Paul failing miserably to shot the Mohegan
We agree in the pub to shot the Mohegan for imperial on the 2nd or 3rd day and I confidently claim I can find it no problem. The next day I motor out to the site with no GPS and nothing looks quite right as one of my transits involves lining up a clump of tress and the trees are gone. No problem I know roughly where the wreck is and drop the shot anyway. No sign of the wreck. The next day we’re out at the Mohegan again and I realise I was lining up on the wrong rock and was a good 500m away.

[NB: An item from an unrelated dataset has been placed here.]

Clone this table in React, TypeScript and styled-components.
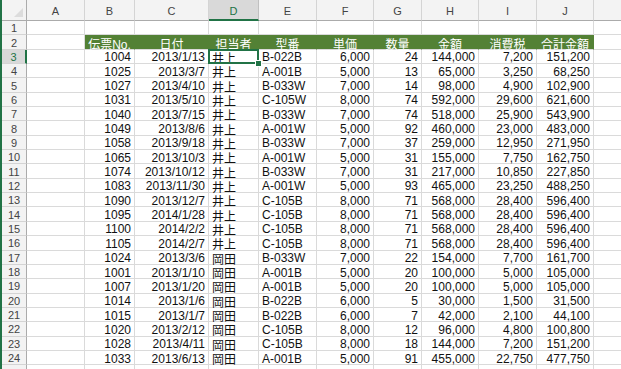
import React from 'react'
import styled, { createGlobalStyle, css } from 'styled-components'

const GlobalStyle = createGlobalStyle`
    html, body {
        margin: 0;
        padding: 0;
        background: #fff;
        overflow: hidden;
    }
    body {
        font-family: "Liberation Sans", "Noto Sans CJK JP", sans-serif;
    }
`

const GREEN = '#217346'
const HEAD_GREEN = '#538135'

const Sheet = styled.div`
    display: grid;
    grid-template-columns: 25px 58px 50px 74px 50px 58px 57px 48px 57px 58px 57px 40px;
    grid-template-rows: 21px;
    grid-auto-rows: 14.35px;
    width: 621px;
    height: 369px;
    overflow: hidden;
    box-sizing: border-box;
    border-left: 2px solid ${GREEN};
`

const Corner = styled.div`
    position: relative;
    background: #f3f3f3;
    border-right: 1px solid #ababab;
    border-bottom: 1px solid #ababab;
    &::after {
        content: '';
        position: absolute;
        right: 3px;
        bottom: 3px;
        width: 0;
        height: 0;
        border-left: 9px solid transparent;
        border-bottom: 9px solid #dcdcdc;
    }
`

const ColHead = styled.div<{ $active?: boolean }>`
    display: flex;
    align-items: center;
    justify-content: center;
    background: #f3f3f3;
    border-right: 1px solid #d4d4d4;
    border-bottom: 1px solid #ababab;
    font-size: 11px;
    color: #444;
    padding-top: 2px;
    ${p => p.$active && css`
        background: #d9d9d9;
        color: ${GREEN};
        border-bottom: 2px solid ${GREEN};
        border-right-color: #c0c0c0;
    `}
`

const RowHead = styled.div<{ $active?: boolean }>`
    display: flex;
    align-items: center;
    justify-content: center;
    background: #f3f3f3;
    border-right: 1px solid #ababab;
    border-bottom: 1px solid #d4d4d4;
    font-size: 11px;
    color: #444;
    padding-top: 1px;
    ${p => p.$active && css`
        background: #d9d9d9;
        color: ${GREEN};
        border-right: 2px solid ${GREEN};
    `}
`

const Cell = styled.div<{ $align?: 'left' | 'right' | 'center'; $head?: boolean; $selected?: boolean }>`
    display: flex;
    align-items: center;
    justify-content: ${p => p.$align === 'right' ? 'flex-end' : p.$align === 'center' ? 'center' : 'flex-start'};
    padding: 2px 3px 0;
    border-right: 1px solid #dadada;
    border-bottom: 1px solid #dadada;
    font-size: 12px;
    color: #111;
    white-space: nowrap;
    overflow: visible;
    ${p => p.$head && css`
        background: ${HEAD_GREEN};
        border-right-color: ${HEAD_GREEN};
        color: #fff;
    `}
    ${p => p.$selected && css`
        position: relative;
        z-index: 2;
        &::before {
            content: '';
            position: absolute;
            left: -1px;
            top: -1px;
            right: -1px;
            bottom: -1px;
            border: 2px solid ${GREEN};
        }
        &::after {
            content: '';
            position: absolute;
            right: -4px;
            bottom: -4px;
            width: 5px;
            height: 5px;
            background: ${GREEN};
            border: 1px solid #fff;
        }
    `}
`

const cols = ['A', 'B', 'C', 'D', 'E', 'F', 'G', 'H', 'I', 'J', '']
const heads = ['伝票No.', '日付', '担当者', '型番', '単価', '数量', '金額', '消費税', '合計金額']
const aligns: ('left' | 'right')[] = ['right', 'right', 'left', 'left', 'right', 'right', 'right', 'right', 'right']

const rows: string[][] = [
    ['1004', '2013/1/13', '井上', 'B-022B', '6,000', '24', '144,000', '7,200', '151,200'],
    ['1025', '2013/3/7', '井上', 'A-001B', '5,000', '13', '65,000', '3,250', '68,250'],
    ['1027', '2013/4/10', '井上', 'B-033W', '7,000', '14', '98,000', '4,900', '102,900'],
    ['1031', '2013/5/10', '井上', 'C-105W', '8,000', '74', '592,000', '29,600', '621,600'],
    ['1040', '2013/7/15', '井上', 'B-033W', '7,000', '74', '518,000', '25,900', '543,900'],
    ['1049', '2013/8/6', '井上', 'A-001W', '5,000', '92', '460,000', '23,000', '483,000'],
    ['1058', '2013/9/18', '井上', 'B-033W', '7,000', '37', '259,000', '12,950', '271,950'],
    ['1065', '2013/10/3', '井上', 'A-001W', '5,000', '31', '155,000', '7,750', '162,750'],
    ['1074', '2013/10/12', '井上', 'B-033W', '7,000', '31', '217,000', '10,850', '227,850'],
    ['1083', '2013/11/30', '井上', 'A-001W', '5,000', '93', '465,000', '23,250', '488,250'],
    ['1090', '2013/12/7', '井上', 'C-105B', '8,000', '71', '568,000', '28,400', '596,400'],
    ['1095', '2014/1/28', '井上', 'C-105B', '8,000', '71', '568,000', '28,400', '596,400'],
    ['1100', '2014/2/2', '井上', 'C-105B', '8,000', '71', '568,000', '28,400', '596,400'],
    ['1105', '2014/2/7', '井上', 'C-105B', '8,000', '71', '568,000', '28,400', '596,400'],
    ['1024', '2013/3/6', '岡田', 'B-033W', '7,000', '22', '154,000', '7,700', '161,700'],
    ['1001', '2013/1/10', '岡田', 'A-001B', '5,000', '20', '100,000', '5,000', '105,000'],
    ['1007', '2013/1/20', '岡田', 'A-001B', '5,000', '20', '100,000', '5,000', '105,000'],
    ['1014', '2013/1/6', '岡田', 'B-022B', '6,000', '5', '30,000', '1,500', '31,500'],
    ['1015', '2013/1/7', '岡田', 'B-022B', '6,000', '7', '42,000', '2,100', '44,100'],
    ['1020', '2013/2/12', '岡田', 'C-105B', '8,000', '12', '96,000', '4,800', '100,800'],
    ['1028', '2013/4/11', '岡田', 'C-105B', '8,000', '18', '144,000', '7,200', '151,200'],
    ['1033', '2013/6/13', '岡田', 'A-001B', '5,000', '91', '455,000', '22,750', '477,750'],
]

const BlankRow = ({ n }: { n?: number }) => (
    <>
        <RowHead>{n}</RowHead>
        {cols.map((_, i) => <Cell key={i} />)}
    </>
)

const App = () => {
    return (
        <>
            <GlobalStyle />
            <Sheet>
                <Corner />
                {cols.map((c, i) => <ColHead key={i} $active={c === 'D'}>{c}</ColHead>)}

                <BlankRow n={1} />

                <RowHead>2</RowHead>
                <Cell />
                {heads.map(h => <Cell key={h} $head $align="center">{h}</Cell>)}
                <Cell />

                {rows.map((r, ri) => (
                    <React.Fragment key={ri}>
                        <RowHead $active={ri === 0}>{ri + 3}</RowHead>
                        <Cell />
                        {r.map((v, ci) => (
                            <Cell key={ci} $align={aligns[ci]} $selected={ri === 0 && ci === 2}>{v}</Cell>
                        ))}
                        <Cell />
                    </React.Fragment>
                ))}

                {/* row 25 only shows as a sliver at the bottom edge */}
                <BlankRow />
            </Sheet>
        </>
    )
}

export default App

Tom being a bit cheeky on his DL lifts
Tom is doing his Dive Leader lifts with Mary as a body. At 6m I hold up a slate telling him I’m unconscious and he proceeds to lift me to the surface. On the surface he tows me to the boat and Steve the BH asks why he’s not giving rescue breaths. Tom replies “I saw him breathing when I lifted him”. Paul obviously needs to be much better at holding his breath.